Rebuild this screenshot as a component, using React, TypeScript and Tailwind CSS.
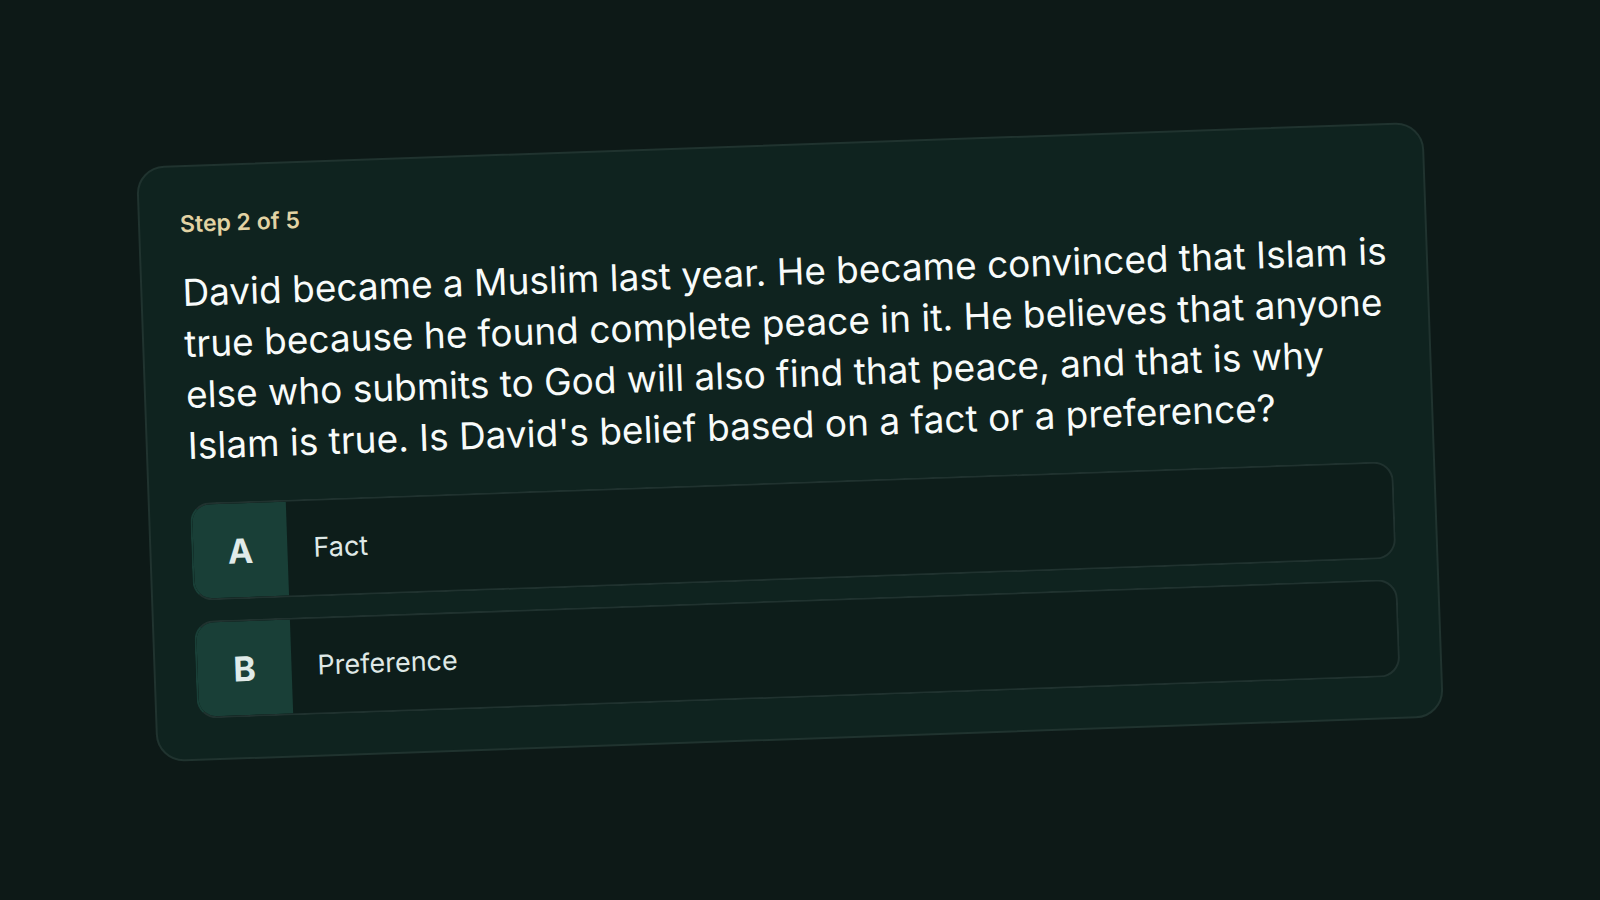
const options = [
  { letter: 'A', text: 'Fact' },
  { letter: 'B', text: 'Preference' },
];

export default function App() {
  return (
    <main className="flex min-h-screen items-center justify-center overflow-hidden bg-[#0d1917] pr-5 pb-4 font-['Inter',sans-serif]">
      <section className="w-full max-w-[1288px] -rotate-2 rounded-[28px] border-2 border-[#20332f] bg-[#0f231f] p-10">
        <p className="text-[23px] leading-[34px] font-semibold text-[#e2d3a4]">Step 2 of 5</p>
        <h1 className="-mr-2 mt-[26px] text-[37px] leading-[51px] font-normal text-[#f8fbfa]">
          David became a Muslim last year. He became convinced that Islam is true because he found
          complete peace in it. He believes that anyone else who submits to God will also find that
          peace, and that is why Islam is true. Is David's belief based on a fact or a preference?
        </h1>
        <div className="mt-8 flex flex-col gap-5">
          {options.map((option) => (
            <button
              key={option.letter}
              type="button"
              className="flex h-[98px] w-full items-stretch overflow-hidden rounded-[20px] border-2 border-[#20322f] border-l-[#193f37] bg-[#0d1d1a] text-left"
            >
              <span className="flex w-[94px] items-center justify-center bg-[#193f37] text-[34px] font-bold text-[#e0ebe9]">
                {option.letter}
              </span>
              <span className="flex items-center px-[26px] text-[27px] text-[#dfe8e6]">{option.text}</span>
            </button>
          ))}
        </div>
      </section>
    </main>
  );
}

****************************************

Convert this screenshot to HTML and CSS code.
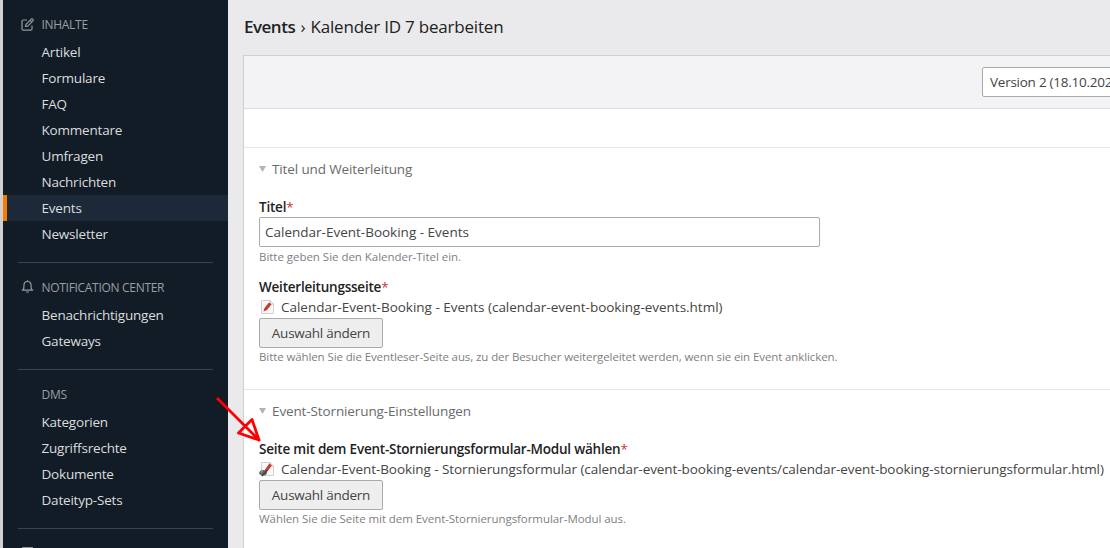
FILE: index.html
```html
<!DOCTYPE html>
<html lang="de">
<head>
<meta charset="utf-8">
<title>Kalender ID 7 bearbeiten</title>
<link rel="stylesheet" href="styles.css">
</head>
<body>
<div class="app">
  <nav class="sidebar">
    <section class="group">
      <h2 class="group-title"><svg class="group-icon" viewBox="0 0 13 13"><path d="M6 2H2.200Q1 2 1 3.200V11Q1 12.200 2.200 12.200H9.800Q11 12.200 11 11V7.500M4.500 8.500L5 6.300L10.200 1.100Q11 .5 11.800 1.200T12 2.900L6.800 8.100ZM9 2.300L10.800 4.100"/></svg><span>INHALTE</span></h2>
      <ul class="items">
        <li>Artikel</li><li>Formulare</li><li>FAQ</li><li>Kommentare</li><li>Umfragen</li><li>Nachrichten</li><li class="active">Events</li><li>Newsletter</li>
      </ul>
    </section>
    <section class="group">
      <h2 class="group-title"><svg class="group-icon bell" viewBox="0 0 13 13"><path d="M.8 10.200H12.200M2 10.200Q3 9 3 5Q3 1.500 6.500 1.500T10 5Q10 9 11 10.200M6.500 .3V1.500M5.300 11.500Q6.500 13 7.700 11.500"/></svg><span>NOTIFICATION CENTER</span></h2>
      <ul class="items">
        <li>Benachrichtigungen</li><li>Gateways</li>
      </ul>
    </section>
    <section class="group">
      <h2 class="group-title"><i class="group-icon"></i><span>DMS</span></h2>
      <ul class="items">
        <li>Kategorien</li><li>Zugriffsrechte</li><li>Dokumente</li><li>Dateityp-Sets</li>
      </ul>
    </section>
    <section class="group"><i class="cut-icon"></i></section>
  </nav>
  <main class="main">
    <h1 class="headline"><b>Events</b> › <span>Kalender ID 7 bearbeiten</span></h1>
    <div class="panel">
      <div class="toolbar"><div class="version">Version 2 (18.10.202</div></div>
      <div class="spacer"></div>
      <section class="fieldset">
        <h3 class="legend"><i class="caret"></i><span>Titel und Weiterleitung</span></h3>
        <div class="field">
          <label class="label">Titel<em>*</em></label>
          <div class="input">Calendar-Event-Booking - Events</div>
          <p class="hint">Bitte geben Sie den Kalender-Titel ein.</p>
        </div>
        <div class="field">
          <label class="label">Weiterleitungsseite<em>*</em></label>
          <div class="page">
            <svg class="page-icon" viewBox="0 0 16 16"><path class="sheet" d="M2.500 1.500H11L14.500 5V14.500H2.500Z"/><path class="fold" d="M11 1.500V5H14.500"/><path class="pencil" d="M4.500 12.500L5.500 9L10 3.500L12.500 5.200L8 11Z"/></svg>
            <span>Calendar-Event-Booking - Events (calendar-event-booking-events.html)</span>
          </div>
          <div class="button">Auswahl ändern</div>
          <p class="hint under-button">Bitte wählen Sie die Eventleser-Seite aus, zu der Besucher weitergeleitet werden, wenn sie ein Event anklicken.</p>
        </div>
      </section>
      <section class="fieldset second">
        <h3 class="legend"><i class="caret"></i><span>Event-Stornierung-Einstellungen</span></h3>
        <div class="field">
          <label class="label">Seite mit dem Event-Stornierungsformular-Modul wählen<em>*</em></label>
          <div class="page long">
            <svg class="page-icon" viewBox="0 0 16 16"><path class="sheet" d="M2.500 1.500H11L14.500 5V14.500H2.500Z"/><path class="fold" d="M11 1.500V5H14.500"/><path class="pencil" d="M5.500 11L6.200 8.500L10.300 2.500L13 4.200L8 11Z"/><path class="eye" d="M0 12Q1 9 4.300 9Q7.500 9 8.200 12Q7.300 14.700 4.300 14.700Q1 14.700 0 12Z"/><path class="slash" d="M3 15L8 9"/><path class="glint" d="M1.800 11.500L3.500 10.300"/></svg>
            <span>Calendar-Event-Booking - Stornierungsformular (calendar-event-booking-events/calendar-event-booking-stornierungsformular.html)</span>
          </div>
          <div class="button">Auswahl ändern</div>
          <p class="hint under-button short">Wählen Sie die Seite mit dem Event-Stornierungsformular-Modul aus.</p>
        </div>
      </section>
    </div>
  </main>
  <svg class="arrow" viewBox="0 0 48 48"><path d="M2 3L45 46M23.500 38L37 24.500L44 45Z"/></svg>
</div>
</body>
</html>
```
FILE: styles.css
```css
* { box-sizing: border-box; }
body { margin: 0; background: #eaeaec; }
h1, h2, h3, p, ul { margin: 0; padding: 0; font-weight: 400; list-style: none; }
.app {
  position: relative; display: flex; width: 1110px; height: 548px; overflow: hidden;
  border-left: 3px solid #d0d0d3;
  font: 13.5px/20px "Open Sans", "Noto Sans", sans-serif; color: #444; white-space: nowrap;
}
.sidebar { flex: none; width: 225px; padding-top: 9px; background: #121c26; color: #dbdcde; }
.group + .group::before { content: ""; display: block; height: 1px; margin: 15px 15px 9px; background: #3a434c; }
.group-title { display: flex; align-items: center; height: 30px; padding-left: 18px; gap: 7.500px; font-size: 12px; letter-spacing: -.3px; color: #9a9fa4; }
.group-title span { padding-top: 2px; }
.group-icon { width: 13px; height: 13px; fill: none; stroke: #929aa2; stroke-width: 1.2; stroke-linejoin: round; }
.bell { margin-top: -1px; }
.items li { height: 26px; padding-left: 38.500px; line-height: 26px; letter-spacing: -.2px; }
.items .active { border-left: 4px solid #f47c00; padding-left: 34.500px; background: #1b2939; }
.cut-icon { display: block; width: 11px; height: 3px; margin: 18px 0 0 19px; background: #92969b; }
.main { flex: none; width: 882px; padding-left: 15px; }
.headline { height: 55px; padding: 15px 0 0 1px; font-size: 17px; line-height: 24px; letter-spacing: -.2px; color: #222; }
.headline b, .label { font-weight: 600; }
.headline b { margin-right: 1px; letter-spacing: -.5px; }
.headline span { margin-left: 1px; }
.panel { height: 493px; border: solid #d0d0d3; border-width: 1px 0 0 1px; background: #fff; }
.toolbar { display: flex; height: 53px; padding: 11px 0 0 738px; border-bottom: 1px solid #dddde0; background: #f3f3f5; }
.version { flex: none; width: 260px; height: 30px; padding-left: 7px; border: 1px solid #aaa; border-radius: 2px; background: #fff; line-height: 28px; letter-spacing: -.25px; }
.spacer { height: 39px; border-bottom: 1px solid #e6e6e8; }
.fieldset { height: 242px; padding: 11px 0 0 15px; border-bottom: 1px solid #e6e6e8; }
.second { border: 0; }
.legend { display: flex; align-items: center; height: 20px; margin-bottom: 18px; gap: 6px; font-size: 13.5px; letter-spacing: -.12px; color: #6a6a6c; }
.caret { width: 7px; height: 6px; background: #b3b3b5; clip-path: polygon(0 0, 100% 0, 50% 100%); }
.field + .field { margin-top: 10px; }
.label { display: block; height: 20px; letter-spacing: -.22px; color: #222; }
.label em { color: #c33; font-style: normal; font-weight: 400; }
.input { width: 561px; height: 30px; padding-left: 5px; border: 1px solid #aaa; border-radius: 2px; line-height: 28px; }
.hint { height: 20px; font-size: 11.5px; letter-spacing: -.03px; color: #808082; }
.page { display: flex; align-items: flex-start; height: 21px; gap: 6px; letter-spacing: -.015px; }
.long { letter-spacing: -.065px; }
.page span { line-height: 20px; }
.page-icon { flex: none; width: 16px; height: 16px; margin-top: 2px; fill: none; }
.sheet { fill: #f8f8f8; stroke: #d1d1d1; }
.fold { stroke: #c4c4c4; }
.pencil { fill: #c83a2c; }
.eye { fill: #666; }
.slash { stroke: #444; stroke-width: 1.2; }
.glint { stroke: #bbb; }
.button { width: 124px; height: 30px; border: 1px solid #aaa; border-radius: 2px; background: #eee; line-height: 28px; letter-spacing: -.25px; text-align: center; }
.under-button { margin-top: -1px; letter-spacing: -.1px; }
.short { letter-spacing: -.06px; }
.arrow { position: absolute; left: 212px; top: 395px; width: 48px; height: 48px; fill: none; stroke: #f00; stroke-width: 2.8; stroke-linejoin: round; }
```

****************************************

### Exercise
All lines that include "this" are to be gathered and copied.

### Reply
Rebuild this screenshot as a component, using React, TypeScript and Tailwind CSS.
Convert this screenshot to HTML and CSS code.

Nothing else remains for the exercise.